No doubt there will be many arguments about this incident. Let’s get the easier one out of the way. Was it a penalty? Yes. I would be furious if we didn’t get one if that happened to us. Put aside whether we should have gotten one as well in this game. That’s relevant only from a consistency perspective.

There is some suggestion there was no contact. That’s highly unlikely. The attacker couldn’t be sure where Luiz was and to think he went down without contact when clear through on goal is bizarre. It’s not clear from the video but it doesn’t take a lot to bring down someone at full speed. Luiz stumbling after that suggests there was some contact. 

There is also the idea that even if there was contact, it was accidental and hence not a penalty. I think there is a way to accommodate this view, but only in extremely clear circumstances where no one could reasonably expect there was any intent. For instance, if another attacker pushes Luiz, who then brings down the player through on goal. The exemption should not apply when the defender could have avoided the contact (this distinction is I think quite key in the red card decision). Luiz was basically caught out, and decided to put himself in harm’s way. He could try not to run behind a player in a way that the other player’s foot does not (ahem) “accidentally” catch his knee.  Alright, maybe it was accidental and Luiz is just prone to these. (Cue Brando: “Women and children can afford to be careless, but not men”.) Accidental contact must be narrowly defined to only include actions that are totally out of the control of the offending player. The key question is whether Luiz had a choice. In my view, he did.

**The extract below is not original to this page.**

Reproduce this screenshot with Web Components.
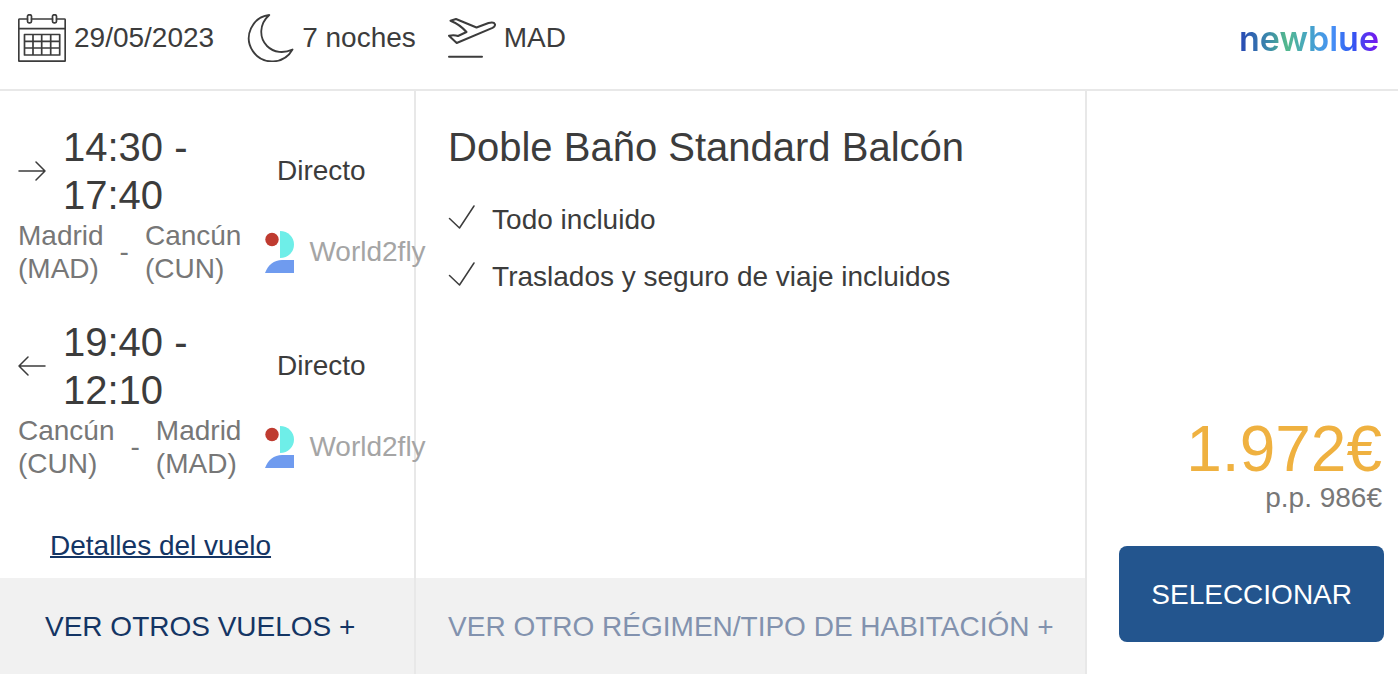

So penalty for me. Now, was it a red card?

The rule about the red card for not attempting to play the ball was designed to punish deliberate acts of cynical foul play. It is easily understood when the defender makes a rugby tackle for instance. There is a whole other debate about what constitutes a genuine attempt to play the ball. But Luiz clearly had no opportunity to play the ball and so the rule about it being a yellow if he tries to play the ball does not come into the picture at all. (There seems some merit in the argument about double jeopardy. Here though, we run into the often troublesome issue about the interpretation of fouls inside and outside of the box. Should a yellow be given just because a penalty has already been given? But I think this is a fallacy, because penalties are not certain goals and so it isn’t really double jeopardy in all cases.  Perhaps the solution then is that if the penalty is scored, the player is not sent off? Though this runs into the same problem of consistency of application. Should the player be sent off if the offence is outside the box, and the free-kick is scored?  What if a team decides to play the odds and deliberately miss the free kick or penalty if it was early in the game, or if the offender was the most influential player, or both?)

 Anyway it seems our discomfort is with the fact that Luiz might be innocent, that he didn’t mean to trip the attacker and so the red card seems very harsh. This is neither here nor there. If we believe it was accidental, there is no penalty and no red card. The rule is clear and we need only debate whether it was a penalty or not, and not whether it should be a red card. In my mind, the rule works well because it shapes behaviour for the betterment of the game. It places the onus for playing the right way on the players, as it should.